極彩色が施された作品はその保存管理が難しく、色落ちやシミの発生を抑えての保管状態が良いものは稀ということです。
長らくの展示や湿度の高い状態での保管は禁物なのですが、その作品の多くが適切でない管理状態で保管され、シミの発生などを招いています。彩色するには木彫の材質が吸水性の高いものとなるので、汚れやシミが付きやすいものなのでしょう。
本作品もその状態が鑑賞に堪え得るぎりぎりのものです。極彩色の作品でシミが発生した作品はその評価がかなり下がります。またその修復も難しいものとなります。
シミの発生した作品の修復は根気よくシミを落とすしかありません。加彩すると作品本体の良さを損なうことになりかねないので、毀れた部分以外は加彩は行わないほうがいいようです。
木彫の作品は湿度の高い状態でも、あまり乾燥し過ぎる状態もよくないとされます。エアコンのある状況での管理が必要となりますね。
本作品は袋の部分や俵の上部の白い部分の汚れやシミが気になります。
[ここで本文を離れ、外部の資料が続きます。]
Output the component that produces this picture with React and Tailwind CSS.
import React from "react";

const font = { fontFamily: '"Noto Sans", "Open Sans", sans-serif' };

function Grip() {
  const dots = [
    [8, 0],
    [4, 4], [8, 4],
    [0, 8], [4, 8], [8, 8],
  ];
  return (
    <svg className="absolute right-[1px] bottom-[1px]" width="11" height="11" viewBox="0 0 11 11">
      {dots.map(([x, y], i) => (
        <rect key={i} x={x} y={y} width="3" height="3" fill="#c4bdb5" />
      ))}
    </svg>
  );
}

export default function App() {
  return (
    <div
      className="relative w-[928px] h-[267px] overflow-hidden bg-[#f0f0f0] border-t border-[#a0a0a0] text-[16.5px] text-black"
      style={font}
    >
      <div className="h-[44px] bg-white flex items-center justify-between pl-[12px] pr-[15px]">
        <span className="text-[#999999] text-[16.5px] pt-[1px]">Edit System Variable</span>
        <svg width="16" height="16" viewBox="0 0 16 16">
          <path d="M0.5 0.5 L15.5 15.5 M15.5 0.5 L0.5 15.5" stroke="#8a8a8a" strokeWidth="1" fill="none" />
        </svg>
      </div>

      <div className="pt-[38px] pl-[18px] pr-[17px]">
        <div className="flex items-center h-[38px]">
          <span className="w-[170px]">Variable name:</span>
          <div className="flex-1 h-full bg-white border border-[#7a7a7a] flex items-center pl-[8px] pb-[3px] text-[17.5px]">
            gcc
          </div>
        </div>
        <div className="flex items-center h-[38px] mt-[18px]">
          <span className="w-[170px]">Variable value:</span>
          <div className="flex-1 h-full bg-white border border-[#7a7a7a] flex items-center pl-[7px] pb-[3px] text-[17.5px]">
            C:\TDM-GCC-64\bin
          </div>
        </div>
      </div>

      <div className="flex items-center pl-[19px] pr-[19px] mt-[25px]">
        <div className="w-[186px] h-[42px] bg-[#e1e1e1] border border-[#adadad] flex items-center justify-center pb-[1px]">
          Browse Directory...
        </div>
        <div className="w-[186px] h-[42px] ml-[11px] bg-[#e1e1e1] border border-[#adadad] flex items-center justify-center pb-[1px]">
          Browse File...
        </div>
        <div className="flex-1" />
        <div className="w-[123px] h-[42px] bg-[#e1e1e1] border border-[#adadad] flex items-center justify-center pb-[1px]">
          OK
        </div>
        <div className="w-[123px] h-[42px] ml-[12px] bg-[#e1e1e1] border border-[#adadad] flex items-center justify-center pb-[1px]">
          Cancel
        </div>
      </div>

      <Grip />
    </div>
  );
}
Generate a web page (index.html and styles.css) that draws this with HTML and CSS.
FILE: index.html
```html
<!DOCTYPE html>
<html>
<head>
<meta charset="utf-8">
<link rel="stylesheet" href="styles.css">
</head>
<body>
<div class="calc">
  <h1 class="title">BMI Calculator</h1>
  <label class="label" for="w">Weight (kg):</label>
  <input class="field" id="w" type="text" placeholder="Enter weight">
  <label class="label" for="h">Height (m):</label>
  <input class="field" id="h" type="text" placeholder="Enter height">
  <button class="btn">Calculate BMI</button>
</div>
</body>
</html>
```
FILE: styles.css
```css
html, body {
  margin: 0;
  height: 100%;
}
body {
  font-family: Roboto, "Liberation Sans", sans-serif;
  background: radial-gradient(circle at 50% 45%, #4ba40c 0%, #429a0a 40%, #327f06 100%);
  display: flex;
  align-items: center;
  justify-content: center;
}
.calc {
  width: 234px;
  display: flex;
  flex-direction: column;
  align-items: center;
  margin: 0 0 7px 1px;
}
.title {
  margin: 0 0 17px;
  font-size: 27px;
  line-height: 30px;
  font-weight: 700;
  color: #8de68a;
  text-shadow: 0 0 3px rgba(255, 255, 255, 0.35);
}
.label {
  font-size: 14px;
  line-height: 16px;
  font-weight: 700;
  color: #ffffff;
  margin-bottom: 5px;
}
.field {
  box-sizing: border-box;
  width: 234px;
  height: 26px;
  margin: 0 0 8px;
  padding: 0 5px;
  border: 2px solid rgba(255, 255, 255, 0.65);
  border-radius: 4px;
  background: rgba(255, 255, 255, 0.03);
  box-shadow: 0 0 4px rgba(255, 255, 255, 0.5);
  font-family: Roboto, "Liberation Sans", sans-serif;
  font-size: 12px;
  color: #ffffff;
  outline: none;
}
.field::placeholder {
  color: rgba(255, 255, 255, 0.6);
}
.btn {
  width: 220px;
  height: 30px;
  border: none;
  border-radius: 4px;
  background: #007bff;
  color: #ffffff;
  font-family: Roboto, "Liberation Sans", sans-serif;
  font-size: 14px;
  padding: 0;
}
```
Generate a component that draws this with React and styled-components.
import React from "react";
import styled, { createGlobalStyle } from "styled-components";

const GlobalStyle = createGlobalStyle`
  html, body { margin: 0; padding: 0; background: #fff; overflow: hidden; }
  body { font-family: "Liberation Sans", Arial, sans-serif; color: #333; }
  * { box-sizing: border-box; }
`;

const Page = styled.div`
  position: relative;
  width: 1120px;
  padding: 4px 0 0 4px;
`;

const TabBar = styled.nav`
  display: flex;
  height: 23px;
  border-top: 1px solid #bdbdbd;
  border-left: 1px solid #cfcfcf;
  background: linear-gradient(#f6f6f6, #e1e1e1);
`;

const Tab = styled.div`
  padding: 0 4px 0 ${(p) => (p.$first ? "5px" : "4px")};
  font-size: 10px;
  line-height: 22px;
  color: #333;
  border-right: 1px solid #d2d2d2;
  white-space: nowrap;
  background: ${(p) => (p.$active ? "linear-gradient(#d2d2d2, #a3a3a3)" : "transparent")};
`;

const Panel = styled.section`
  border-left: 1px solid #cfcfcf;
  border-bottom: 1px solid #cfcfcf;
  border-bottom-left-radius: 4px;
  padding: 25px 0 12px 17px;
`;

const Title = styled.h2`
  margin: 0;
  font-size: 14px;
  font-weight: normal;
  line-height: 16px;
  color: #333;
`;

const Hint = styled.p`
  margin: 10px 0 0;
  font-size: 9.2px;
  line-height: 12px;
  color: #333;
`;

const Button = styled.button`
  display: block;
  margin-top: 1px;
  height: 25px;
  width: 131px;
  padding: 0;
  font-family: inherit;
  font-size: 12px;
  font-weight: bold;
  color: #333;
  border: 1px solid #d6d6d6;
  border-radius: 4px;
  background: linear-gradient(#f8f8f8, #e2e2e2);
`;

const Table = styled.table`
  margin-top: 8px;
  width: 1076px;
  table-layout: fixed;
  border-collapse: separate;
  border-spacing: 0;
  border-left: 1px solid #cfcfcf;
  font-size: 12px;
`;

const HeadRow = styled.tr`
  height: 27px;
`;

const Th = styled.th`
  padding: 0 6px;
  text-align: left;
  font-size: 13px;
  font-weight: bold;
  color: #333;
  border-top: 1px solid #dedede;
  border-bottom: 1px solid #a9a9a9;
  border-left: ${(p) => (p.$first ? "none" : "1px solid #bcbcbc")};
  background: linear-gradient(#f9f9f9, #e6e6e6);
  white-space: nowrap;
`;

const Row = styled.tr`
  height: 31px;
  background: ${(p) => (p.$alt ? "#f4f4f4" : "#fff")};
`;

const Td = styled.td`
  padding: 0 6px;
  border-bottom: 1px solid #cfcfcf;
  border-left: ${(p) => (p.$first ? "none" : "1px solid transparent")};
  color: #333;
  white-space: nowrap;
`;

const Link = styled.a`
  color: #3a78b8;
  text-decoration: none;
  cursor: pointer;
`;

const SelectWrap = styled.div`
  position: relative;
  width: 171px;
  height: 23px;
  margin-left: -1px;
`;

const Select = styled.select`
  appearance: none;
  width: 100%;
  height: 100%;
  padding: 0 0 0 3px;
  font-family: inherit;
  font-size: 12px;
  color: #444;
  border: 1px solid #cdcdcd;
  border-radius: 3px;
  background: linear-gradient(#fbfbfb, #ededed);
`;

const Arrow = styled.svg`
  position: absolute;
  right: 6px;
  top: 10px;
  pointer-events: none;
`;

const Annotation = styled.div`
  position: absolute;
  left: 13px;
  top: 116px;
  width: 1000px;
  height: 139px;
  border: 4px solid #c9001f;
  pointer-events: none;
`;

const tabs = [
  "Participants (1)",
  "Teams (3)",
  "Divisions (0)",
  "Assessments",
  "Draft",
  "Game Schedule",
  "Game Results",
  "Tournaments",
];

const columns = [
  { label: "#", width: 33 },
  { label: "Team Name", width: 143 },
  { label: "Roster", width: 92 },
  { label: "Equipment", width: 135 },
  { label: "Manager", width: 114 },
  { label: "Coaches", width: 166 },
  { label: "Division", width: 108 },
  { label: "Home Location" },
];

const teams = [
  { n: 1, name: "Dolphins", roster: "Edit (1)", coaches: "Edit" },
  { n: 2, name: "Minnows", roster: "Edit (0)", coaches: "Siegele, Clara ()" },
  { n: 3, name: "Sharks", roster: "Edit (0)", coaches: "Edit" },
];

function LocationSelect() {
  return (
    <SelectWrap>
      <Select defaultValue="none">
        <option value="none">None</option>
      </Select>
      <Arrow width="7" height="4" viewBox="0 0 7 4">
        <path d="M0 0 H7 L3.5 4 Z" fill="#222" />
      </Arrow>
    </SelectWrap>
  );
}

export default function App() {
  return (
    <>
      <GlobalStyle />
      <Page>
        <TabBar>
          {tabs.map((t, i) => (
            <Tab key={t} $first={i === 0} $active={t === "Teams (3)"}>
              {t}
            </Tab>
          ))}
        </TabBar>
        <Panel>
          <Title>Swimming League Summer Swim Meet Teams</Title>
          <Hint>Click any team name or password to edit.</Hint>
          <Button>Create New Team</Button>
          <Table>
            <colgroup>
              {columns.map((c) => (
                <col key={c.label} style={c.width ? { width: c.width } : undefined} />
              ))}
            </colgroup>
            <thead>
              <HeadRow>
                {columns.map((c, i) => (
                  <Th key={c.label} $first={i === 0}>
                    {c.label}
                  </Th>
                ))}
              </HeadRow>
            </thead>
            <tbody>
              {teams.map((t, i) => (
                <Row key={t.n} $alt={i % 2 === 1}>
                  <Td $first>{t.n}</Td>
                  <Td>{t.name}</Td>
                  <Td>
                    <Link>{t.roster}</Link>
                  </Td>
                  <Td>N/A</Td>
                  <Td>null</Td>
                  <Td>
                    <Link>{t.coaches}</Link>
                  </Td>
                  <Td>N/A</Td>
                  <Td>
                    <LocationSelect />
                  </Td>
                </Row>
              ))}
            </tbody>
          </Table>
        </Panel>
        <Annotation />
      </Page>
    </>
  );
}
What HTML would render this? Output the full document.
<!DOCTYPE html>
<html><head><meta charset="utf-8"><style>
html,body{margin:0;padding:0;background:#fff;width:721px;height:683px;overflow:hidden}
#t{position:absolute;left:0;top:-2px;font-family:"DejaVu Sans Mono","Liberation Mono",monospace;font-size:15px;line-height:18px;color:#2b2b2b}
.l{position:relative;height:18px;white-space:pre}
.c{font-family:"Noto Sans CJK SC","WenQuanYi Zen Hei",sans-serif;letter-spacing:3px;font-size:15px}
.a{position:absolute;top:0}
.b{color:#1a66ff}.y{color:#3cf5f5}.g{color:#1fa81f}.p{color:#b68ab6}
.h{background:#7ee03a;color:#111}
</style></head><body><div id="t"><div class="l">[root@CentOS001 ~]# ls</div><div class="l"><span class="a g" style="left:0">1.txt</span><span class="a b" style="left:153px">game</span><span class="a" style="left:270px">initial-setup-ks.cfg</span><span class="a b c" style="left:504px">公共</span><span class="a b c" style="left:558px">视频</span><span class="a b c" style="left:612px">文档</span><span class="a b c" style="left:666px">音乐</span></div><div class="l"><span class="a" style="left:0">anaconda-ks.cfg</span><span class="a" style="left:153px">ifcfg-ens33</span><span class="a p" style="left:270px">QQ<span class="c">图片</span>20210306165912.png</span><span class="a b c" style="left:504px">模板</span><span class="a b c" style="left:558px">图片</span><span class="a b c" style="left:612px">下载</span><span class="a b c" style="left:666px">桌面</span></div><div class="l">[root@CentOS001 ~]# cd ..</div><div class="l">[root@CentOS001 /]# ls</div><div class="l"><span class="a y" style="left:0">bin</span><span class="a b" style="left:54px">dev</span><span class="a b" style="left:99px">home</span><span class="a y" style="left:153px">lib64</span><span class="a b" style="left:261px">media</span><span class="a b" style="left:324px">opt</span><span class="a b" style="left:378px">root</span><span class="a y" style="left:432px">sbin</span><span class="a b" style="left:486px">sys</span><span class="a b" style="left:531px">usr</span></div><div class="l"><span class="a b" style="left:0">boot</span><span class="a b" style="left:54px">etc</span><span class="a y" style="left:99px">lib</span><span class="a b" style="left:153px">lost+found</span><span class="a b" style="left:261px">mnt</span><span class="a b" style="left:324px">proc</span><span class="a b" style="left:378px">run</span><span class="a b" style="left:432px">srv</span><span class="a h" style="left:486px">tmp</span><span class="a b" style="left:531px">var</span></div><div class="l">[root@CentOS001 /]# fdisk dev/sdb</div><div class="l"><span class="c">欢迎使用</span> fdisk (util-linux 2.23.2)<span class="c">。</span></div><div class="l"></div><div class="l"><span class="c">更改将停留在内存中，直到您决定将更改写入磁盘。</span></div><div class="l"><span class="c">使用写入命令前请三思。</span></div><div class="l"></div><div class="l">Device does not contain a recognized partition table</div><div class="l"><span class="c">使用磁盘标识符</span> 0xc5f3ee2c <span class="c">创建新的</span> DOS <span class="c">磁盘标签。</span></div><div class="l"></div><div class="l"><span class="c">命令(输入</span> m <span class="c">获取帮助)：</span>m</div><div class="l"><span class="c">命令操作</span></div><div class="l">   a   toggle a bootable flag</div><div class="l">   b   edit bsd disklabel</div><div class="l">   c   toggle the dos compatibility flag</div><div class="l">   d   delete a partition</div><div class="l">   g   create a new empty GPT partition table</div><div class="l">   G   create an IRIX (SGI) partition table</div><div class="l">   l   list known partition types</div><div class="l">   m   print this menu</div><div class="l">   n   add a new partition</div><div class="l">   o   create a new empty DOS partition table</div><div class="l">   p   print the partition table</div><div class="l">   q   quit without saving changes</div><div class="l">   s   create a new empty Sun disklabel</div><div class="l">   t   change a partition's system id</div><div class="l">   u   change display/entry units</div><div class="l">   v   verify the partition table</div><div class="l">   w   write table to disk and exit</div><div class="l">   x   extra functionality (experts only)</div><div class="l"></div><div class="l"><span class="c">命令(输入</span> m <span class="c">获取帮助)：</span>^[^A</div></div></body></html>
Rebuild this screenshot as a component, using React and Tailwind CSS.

修復するかどうか迷うところですね。
極彩色の作品を作れる人や修復できる人はもはや数人しかいないとか・・。昔は人形を飾ったり、揃えたりする習慣があったのですが、今はすべてが簡略化されています。
節句の人形などは不要の長物とばかり蔵の中に眠っていますが・・・・。
本作品は像の脇に「敬吉拝刀」と刻銘されています。円熟味のある彫りの書体から晩年の作と思われます。
平野富山は昭和17年第5回新文展に「女」で初入選しており、この頃から昭和50年代初めまで「敬吉」の号を用いています。その後は「富山」の号を用いており、よって本作品は昭和50年(1975年)初めまでとされ、円熟味から60歳頃の作と推定されます。
底の彫りこみ部分には「大黒天尊像 敬吉謹作」とあります。通常はここに彫り銘されるのでしょうが、珍しく墨書きです。深くて彫れなかったのかもしれません。よって脇に彫り銘を入れた・・・・????
いずれにしてもかなり良い出来の作品であり、細かい部分にもきちんと彩色されています。
当方で少しだけシミを落としてみましたが、素人では限界があります。
凹凸のある木彫にこのような彩色ができるのは神業・・・。
平櫛田中の作品において同じような作品で、当方が所蔵している作品は下記の作品です。
他の所蔵作品解説
二俵上福聚大黒天尊像 平櫛田中作 昭和27年作 その7(大)
昭和27年(1952年)80歳 共箱
作品サイズ:高さ310*幅*奥行
この作品において平野富山が彩色を施しいてる可能性があります。